On how prepared he was in advance to lead the program forward:
"Oh, I anticipated this was going to be a struggle from the very beginning. People can say one thing, but when the actuality comes of people trying to recruit and woo these players, that's just the reality of it. I'm a realist that way. In no way, shape or form did I automatically assume everyone was going to come back, so I was prepared for that. I've been doing this, again, for 25 years, so the ebbs and flows of recruiting and how you have to work continuously, it's a 24-hour-a-day job, and I really mean that. It is. I was prepared for that, and that's why we are where we are. I'm working to get those guys back as we speak."
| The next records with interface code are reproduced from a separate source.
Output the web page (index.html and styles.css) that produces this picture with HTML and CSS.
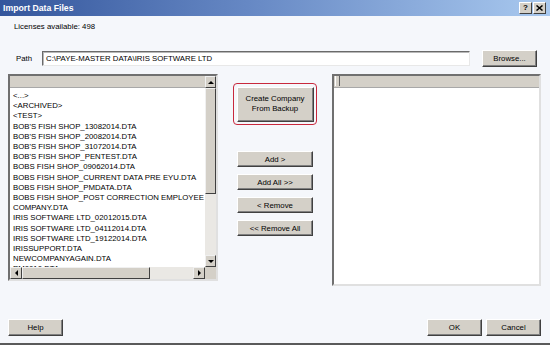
FILE: index.html
```html
<!DOCTYPE html>
<html lang="en">
<head>
    <meta charset="UTF-8">
    <title>Import Data Files</title>
    <link rel="stylesheet" href="styles.css">
</head>
<body>
    <div class="window">
        <div class="titlebar">
            <span class="title">Import Data Files</span>
            <div class="caption-btns">
                <span class="cap-btn">?</span>
                <span class="cap-btn">
                    <svg width="7" height="6" viewBox="0 0 7 6"><path d="M0.5 0.5 L6.5 5.5 M6.5 0.5 L0.5 5.5" stroke="#000" stroke-width="1.5"/></svg>
                </span>
            </div>
        </div>

        <div class="content">
            <div class="licenses">Licenses available: 498</div>

            <div class="path-row">
                <span class="path-label">Path</span>
                <div class="path-input">C:\PAYE-MASTER DATA\IRIS SOFTWARE LTD</div>
                <button class="btn browse">Browse...</button>
            </div>

            <div class="lists">
                <div class="listbox source">
                    <div class="lb-body">
                        <div class="lb-header"></div>
                        <ul class="items">
                            <li>&lt;...&gt;</li>
                            <li>&lt;ARCHIVED&gt;</li>
                            <li>&lt;TEST&gt;</li>
                            <li>BOB'S FISH SHOP_13082014.DTA</li>
                            <li>BOB'S FISH SHOP_20082014.DTA</li>
                            <li>BOB'S FISH SHOP_31072014.DTA</li>
                            <li>BOB'S FISH SHOP_PENTEST.DTA</li>
                            <li>BOBS FISH SHOP_09062014.DTA</li>
                            <li>BOBS FISH SHOP_CURRENT DATA PRE EYU.DTA</li>
                            <li>BOBS FISH SHOP_PMDATA.DTA</li>
                            <li>BOBS FISH SHOP_POST CORRECTION EMPLOYEE</li>
                            <li>COMPANY.DTA</li>
                            <li>IRIS SOFTWARE LTD_02012015.DTA</li>
                            <li>IRIS SOFTWARE LTD_04112014.DTA</li>
                            <li>IRIS SOFTWARE LTD_19122014.DTA</li>
                            <li>IRISSUPPORT.DTA</li>
                            <li>NEWCOMPANYAGAIN.DTA</li>
                            <li>PM0010.DTA</li>
                        </ul>
                    </div>
                    <div class="vscroll">
                        <span class="sb-btn"><i class="arrow up"></i></span>
                        <span class="sb-thumb v"></span>
                        <span class="sb-track"></span>
                        <span class="sb-btn"><i class="arrow down"></i></span>
                    </div>
                    <div class="hscroll">
                        <span class="sb-btn h"><i class="arrow left"></i></span>
                        <span class="sb-thumb h"></span>
                        <span class="sb-track"></span>
                        <span class="sb-btn h"><i class="arrow right"></i></span>
                    </div>
                    <div class="sb-corner"></div>
                </div>

                <div class="actions">
                    <div class="highlight">
                        <button class="btn create">Create Company<br>From Backup</button>
                    </div>
                    <div class="move-btns">
                        <button class="btn move">Add &gt;</button>
                        <button class="btn move">Add All &gt;&gt;</button>
                        <button class="btn move">&lt; Remove</button>
                        <button class="btn move">&lt;&lt; Remove All</button>
                    </div>
                </div>

                <div class="listbox target">
                    <div class="lb-header"><span class="col-sep"></span></div>
                </div>
            </div>

            <div class="footer">
                <button class="btn dlg">Help</button>
                <div class="footer-right">
                    <button class="btn dlg">OK</button>
                    <button class="btn dlg">Cancel</button>
                </div>
            </div>
        </div>
    </div>
</body>
</html>
```

FILE: styles.css
```css
body {
    margin: 0;
    font-family: "Liberation Sans", Arial, sans-serif;
    font-size: 7.8px;
    color: #000;
}
.window {
    width: 550px;
    height: 345px;
    box-sizing: border-box;
    background: #f5f7fb;
    border-bottom: 2px solid #5a5a5a;
    display: flex;
    flex-direction: column;
    overflow: hidden;
}
.titlebar {
    height: 16px;
    padding: 0 4px 0 3px;
    display: flex;
    align-items: center;
    justify-content: space-between;
    background: linear-gradient(to right, #34569c 0%, #6688c4 45%, #a9c9ef 100%);
}
.title {
    color: #fff;
    font-weight: bold;
    font-size: 8.7px;
}
.caption-btns {
    display: flex;
    gap: 1px;
}
.cap-btn {
    width: 11px;
    height: 10px;
    background: #d4d0c8;
    border: 1px solid;
    border-color: #fff #404040 #404040 #fff;
    display: flex;
    align-items: center;
    justify-content: center;
    font-weight: bold;
    font-size: 8px;
    line-height: 1;
}
.content {
    padding: 0 9px 0 8px;
    display: flex;
    flex-direction: column;
    flex: 1;
}
.licenses {
    margin-top: 6px;
    padding-left: 6px;
    line-height: 10px;
}
.path-row {
    margin-top: 18px;
    height: 17px;
    display: flex;
    align-items: center;
}
.path-label {
    width: 34px;
    padding-left: 8px;
    box-sizing: border-box;
}
.path-input {
    width: 428px;
    height: 15px;
    box-sizing: border-box;
    background: #fff;
    border: 1px solid;
    border-color: #6a6a6a #e8e8e8 #e8e8e8 #6a6a6a;
    box-shadow: inset 1px 1px #b8b8b8;
    padding-left: 3px;
    line-height: 13px;
}
.btn {
    background: #d4d0c8;
    border: 1px solid;
    border-color: #fff #404040 #404040 #fff;
    box-shadow: inset -1px -1px #808080;
    font-family: "Liberation Sans", Arial, sans-serif;
    font-size: 7.8px;
    color: #000;
    padding: 0;
    cursor: pointer;
}
.browse {
    margin-left: 12px;
    width: 55px;
    height: 17px;
}
.lists {
    margin-top: 7px;
    display: flex;
    align-items: flex-start;
}
.listbox {
    background: #fff;
    box-sizing: border-box;
    border: 2px solid;
    border-color: #707070 #e0e0e0 #e0e0e0 #707070;
}
.listbox.source {
    width: 210px;
    height: 207px;
    display: grid;
    grid-template-columns: 1fr 11px;
    grid-template-rows: 1fr 12px;
}
.lb-body {
    overflow: hidden;
    display: flex;
    flex-direction: column;
}
.lb-header {
    height: 12px;
    flex-shrink: 0;
    background: #d4d0c8;
    border-bottom: 1px solid #a8a8a8;
    box-sizing: border-box;
    display: flex;
}
.items {
    list-style: none;
    margin: 0;
    padding: 3px 0 0 3px;
    line-height: 10.2px;
    white-space: nowrap;
}
.vscroll {
    display: flex;
    flex-direction: column;
    background: #eae8e4;
}
.hscroll {
    display: flex;
    background: #eae8e4;
}
.sb-btn {
    width: 11px;
    height: 12px;
    flex-shrink: 0;
    box-sizing: border-box;
    background: #d4d0c8;
    border: 1px solid;
    border-color: #f0f0f0 #404040 #404040 #f0f0f0;
    display: flex;
    align-items: center;
    justify-content: center;
}
.sb-btn.h {
    width: 12px;
    height: 12px;
}
.sb-thumb {
    box-sizing: border-box;
    background: #d4d0c8;
    border: 1px solid;
    border-color: #f0f0f0 #404040 #404040 #f0f0f0;
}
.sb-thumb.v {
    height: 106px;
}
.sb-thumb.h {
    width: 128px;
}
.sb-track {
    flex: 1;
}
.sb-corner {
    background: #d4d0c8;
}
.arrow {
    width: 0;
    height: 0;
    border: 3px solid transparent;
}
.arrow.up {
    border-bottom-color: #000;
    border-top-width: 0;
}
.arrow.down {
    border-top-color: #000;
    border-bottom-width: 0;
}
.arrow.left {
    border-right-color: #000;
    border-left-width: 0;
}
.arrow.right {
    border-left-color: #000;
    border-right-width: 0;
}
.actions {
    width: 114px;
    display: flex;
    flex-direction: column;
    align-items: center;
    padding-top: 9px;
}
.highlight {
    width: 84px;
    height: 42px;
    box-sizing: border-box;
    border: 1.5px solid #c8283c;
    border-radius: 4px;
    display: flex;
    align-items: center;
    justify-content: center;
}
.create {
    width: 77px;
    height: 35px;
    line-height: 10px;
}
.move-btns {
    margin-top: 26px;
    display: flex;
    flex-direction: column;
    gap: 7px;
}
.move {
    width: 76px;
    height: 16px;
}
.listbox.target {
    width: 209px;
    height: 212px;
}
.col-sep {
    width: 3px;
    height: 10px;
    margin-left: 1px;
    border-right: 1px solid #606060;
    border-left: 1px solid #fff;
}
.footer {
    margin-top: 33px;
    display: flex;
    justify-content: space-between;
}
.footer-right {
    display: flex;
    gap: 4px;
}
.dlg {
    width: 55px;
    height: 17px;
}
```
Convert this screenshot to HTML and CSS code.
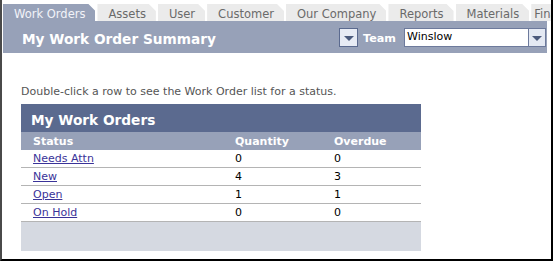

On his approach to recruiting:
"The big R word-relationships. Building a trust level, not only with the player but with the families, so when they turn their son over to this program or to us as staff members or their teammates, they are going to want to know that they are taken care of, and if you don't build that trust level with especially mom--dad's are important, but like I always tell them, no offense, dad, this is about mom. If mom's not comfortable, there is no coming to Tulane or whatever other school you want to say. They need to feel that comfort and they need to feel that trust as much as they can and they need to feel that relationship is pure and true. So I think when you act from a position of high integrity and you try to lay it out for people in the recruiting process to how it's going to be, it's vital that what you're laying out also matches when they get here because people talk. It's a small world now. Cell phones and all the stuff that you guys now, the social media, those things are readily available for these kids moving forward, so if you're not walking the walk and talking the talk and all the things that matter to them in the trust level, you might get away with some of that initially, but eventually that's going to come home to roost. It's 100 percent about the relationships and the trust level with those folks when you're dealing with them and that they can say, go take him, take this baton and run with it."